The strength of a sentence consists of such a disposition of its several words and members as will produce on the mind a

full, clear, and strong impression of the meaning of the writer or speaker; and for that purpose it should be divested of all redundancy of words or members; for verbosity and too numerous clauses produce a languid and an enfeebling effect. The principal word or words should be so placed as to make the strongest impression; and this is generally accomplished by placing them at the beginning of the sentence; sometimes, however, the location of them at the end of the sentence, as also the Latin method of inversion, (i) or the misplacing of the grammatical or logical construction of the clauses or members of a sentence (namely, the placing of the subject first, the copula second, and the predicate last), tend, when we wish to excite the attention or affect the feelings, greatly to increase the force and vivacity of sentences.
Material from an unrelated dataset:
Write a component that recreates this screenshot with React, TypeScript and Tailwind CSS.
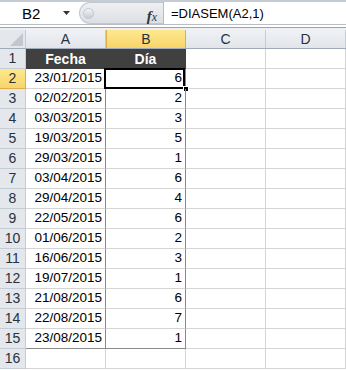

Thus, the expressions, "Great is Diana of the Ephesians;" "Blessed is he that cometh in the name of the Lord;" "Whom ye ignorantly worship, him declare I unto you;" "Your fathers, where are they? and the prophets, do they live for ever?" "Better is a little with righteousness, than great revenues without right;" "Silver and gold have I none," &c.; and a multitude of similar forms of construction that occur in the Scriptures and the English classics, are increased in force and vivacity, and are more striking and emphatic, by making the predicate, instead of the subject, the initial word, or by the collocation of an important word, or of that clause or member of the sentence which is the most prominent in the view of the mind, at the beginning of the sentence. On the other hand, when the leading object is not only to give weight to the sentiment, but also to sustain the attention, or suspend the curiosity, important words may advantageously be placed at the close. Thus, "On "whatever side we contemplate Homer, what principally

"strikes us is his wonderful invention;" with a variety of similar forms of construction that occur in good authors.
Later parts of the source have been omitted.